Trace connecting an application VPC to a shared-services VPC that hosts centralized logging, monitoring, and an internal package registry, then watch what happens as the topology grows.

Address planning: before any connection, the platform team confirms the two VPCs have disjoint ranges — the app VPC on 10.20.0.0/16 and shared-services on 10.10.0.0/16, both allocated from a central IPAM plan that reserves a distinct block per VPC. Because the ranges were planned up front, no renumbering is needed; the peering can proceed immediately. Had both defaulted to 10.0.0.0/16, this step would have stalled into a renumbering project.

Handshake: the app VPC's owner initiates a peering request to the shared-services VPC; because the two live in different accounts owned by different teams, the shared-services owner reviews and accepts. The peering connection now exists. A quick connectivity test still fails — no traffic flows yet — because the connection alone routes nothing. This is the expected intermediate state, and mistaking it for a broken peering is a common early confusion.

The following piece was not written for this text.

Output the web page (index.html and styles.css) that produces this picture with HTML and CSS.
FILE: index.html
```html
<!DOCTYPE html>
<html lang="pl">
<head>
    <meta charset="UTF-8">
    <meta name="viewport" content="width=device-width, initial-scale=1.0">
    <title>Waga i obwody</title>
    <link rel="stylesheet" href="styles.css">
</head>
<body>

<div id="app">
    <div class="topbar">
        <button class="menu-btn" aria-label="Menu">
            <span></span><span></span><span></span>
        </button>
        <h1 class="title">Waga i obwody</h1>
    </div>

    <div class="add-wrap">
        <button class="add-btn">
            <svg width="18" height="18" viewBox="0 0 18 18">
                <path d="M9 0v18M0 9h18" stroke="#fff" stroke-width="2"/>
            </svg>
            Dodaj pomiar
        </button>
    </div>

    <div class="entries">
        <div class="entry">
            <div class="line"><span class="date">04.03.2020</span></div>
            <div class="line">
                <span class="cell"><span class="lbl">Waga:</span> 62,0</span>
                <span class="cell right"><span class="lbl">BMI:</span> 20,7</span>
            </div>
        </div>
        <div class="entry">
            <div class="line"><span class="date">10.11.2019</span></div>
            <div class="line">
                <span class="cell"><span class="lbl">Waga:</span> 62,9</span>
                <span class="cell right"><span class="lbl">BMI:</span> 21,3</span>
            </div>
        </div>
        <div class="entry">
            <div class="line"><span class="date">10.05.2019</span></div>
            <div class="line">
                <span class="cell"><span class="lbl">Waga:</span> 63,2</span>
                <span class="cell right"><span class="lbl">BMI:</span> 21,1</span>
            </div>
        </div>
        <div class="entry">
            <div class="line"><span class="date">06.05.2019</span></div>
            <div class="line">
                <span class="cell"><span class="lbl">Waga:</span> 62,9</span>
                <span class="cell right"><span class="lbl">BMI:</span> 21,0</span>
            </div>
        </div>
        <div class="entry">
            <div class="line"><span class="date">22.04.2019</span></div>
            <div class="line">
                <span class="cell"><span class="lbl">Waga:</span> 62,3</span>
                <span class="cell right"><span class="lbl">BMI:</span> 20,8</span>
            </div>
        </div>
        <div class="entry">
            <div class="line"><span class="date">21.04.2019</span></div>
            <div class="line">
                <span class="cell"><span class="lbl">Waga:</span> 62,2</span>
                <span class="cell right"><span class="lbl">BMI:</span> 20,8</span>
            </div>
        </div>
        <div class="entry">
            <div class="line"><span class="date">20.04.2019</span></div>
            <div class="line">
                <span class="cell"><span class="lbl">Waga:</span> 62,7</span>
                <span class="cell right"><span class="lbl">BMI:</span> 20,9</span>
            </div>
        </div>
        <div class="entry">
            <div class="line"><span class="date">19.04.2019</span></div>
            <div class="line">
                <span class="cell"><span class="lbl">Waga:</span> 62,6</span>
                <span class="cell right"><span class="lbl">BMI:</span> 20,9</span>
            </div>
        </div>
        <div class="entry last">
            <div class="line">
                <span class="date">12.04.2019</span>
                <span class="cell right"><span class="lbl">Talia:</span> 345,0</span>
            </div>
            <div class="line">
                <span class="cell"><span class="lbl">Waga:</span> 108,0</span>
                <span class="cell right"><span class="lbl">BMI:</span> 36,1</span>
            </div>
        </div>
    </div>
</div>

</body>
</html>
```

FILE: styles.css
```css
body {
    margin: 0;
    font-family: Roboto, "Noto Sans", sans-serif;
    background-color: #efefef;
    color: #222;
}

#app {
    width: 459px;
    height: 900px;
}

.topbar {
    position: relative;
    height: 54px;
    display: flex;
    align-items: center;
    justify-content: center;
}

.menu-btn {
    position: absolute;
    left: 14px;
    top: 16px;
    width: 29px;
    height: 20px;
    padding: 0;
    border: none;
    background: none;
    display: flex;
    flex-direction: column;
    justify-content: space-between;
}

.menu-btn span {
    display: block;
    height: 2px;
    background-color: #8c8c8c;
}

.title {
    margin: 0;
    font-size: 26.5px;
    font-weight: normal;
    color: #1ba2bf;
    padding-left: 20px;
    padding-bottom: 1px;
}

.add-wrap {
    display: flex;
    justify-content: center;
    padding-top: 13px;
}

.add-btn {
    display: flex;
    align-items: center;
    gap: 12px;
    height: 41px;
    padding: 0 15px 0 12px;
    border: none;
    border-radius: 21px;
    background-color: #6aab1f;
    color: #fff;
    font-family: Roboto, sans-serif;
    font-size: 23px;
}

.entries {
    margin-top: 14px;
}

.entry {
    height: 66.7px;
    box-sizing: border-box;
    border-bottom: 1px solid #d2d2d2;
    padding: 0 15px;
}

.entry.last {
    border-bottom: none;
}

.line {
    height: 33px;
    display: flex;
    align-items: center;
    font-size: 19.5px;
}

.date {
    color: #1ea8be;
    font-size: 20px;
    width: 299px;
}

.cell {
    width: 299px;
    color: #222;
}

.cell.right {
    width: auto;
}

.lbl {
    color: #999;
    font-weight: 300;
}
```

Routing and filtering: the app team adds a route in the app VPC's route tables for 10.10.0.0/16 via the peering connection, and the shared-services team adds a mirror route for 10.20.0.0/16 back through it. Then each side updates security groups: the logging endpoints in shared-services allow inbound from the app VPC's range, and the app instances allow the responses. With symmetric routes and symmetric rules in place, an app instance can now reach the internal registry by private IP over the backbone — low latency, no internet, no gateway. A test connection succeeds in both directions.

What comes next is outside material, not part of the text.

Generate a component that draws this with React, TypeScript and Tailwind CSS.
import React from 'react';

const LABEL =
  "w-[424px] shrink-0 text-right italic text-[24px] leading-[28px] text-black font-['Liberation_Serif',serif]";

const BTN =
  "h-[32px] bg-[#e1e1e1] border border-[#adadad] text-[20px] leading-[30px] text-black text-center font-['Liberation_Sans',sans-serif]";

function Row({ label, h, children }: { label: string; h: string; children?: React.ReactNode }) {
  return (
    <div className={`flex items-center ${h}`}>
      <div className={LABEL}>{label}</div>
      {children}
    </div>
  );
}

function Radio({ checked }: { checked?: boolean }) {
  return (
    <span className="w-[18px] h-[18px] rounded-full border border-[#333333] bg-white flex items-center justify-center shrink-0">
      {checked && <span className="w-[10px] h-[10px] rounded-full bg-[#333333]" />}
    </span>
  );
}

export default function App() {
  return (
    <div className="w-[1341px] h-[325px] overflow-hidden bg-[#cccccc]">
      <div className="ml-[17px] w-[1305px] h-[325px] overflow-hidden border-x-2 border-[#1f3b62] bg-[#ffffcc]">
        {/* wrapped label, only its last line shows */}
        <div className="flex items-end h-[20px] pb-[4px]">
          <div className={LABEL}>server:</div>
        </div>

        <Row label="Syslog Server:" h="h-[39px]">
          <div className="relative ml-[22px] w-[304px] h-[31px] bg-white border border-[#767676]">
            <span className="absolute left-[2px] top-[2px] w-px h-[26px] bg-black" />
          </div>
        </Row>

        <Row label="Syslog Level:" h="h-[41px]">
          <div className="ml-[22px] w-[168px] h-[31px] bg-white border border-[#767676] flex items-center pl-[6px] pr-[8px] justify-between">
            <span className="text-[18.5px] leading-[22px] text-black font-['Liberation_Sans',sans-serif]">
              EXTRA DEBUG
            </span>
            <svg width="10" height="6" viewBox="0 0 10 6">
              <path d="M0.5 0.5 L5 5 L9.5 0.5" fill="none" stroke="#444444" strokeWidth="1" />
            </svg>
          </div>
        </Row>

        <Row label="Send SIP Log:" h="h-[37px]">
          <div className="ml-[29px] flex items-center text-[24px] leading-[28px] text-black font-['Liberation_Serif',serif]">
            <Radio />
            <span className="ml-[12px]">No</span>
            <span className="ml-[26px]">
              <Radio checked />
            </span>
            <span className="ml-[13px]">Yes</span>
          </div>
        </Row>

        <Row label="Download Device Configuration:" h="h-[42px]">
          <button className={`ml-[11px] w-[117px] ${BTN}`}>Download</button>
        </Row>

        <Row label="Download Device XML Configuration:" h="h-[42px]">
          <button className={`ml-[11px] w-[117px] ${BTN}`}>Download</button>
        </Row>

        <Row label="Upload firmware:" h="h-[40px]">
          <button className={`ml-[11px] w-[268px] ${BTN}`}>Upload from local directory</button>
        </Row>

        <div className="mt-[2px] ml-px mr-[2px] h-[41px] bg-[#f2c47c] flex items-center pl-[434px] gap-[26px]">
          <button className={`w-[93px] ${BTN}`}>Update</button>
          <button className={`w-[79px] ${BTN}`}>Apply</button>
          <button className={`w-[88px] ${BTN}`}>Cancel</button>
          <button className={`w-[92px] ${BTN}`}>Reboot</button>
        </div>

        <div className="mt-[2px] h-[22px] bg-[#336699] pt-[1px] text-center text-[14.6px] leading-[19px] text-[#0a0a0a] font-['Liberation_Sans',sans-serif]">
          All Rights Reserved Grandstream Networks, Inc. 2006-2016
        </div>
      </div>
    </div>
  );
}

DNS across the peer: the app team wants to reach services by name, not raw IP, so they enable cross-VPC DNS resolution and associate the shared-services private hosted zone with the app VPC. Now registry.internal resolves to the shared-services private IP from inside the app VPC, and the connection works by hostname. Without this step, peering would carry the packets but names would not resolve — a frequent and confusing gap where connectivity 'works' by IP but every application configured with hostnames fails.

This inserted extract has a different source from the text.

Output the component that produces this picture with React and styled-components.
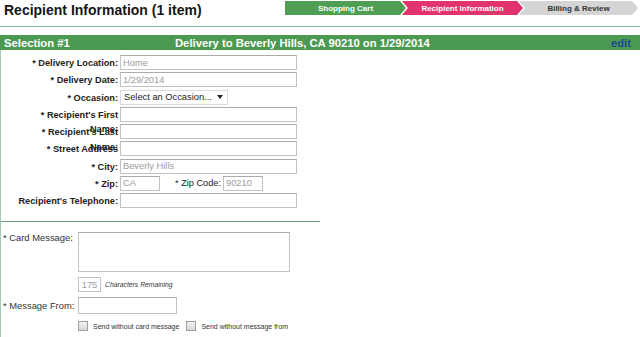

Growth exposes the limit: months later there are a dozen application VPCs that all need shared-services, and several also need to reach each other. Peering each pair directly would mean dozens of connections and route entries, and the many-to-many requirement runs straight into non-transitivity — spokes cannot reach each other through the shared-services hub. The team migrates to a transit gateway: every VPC attaches once to the gateway, which routes transitively between them, collapsing the quadratic mesh into a linear hub. Peering was the right tool for two networks; the transit gateway is the right tool for twelve. Recognizing exactly when to cross that line is the architectural judgment the whole flow builds toward.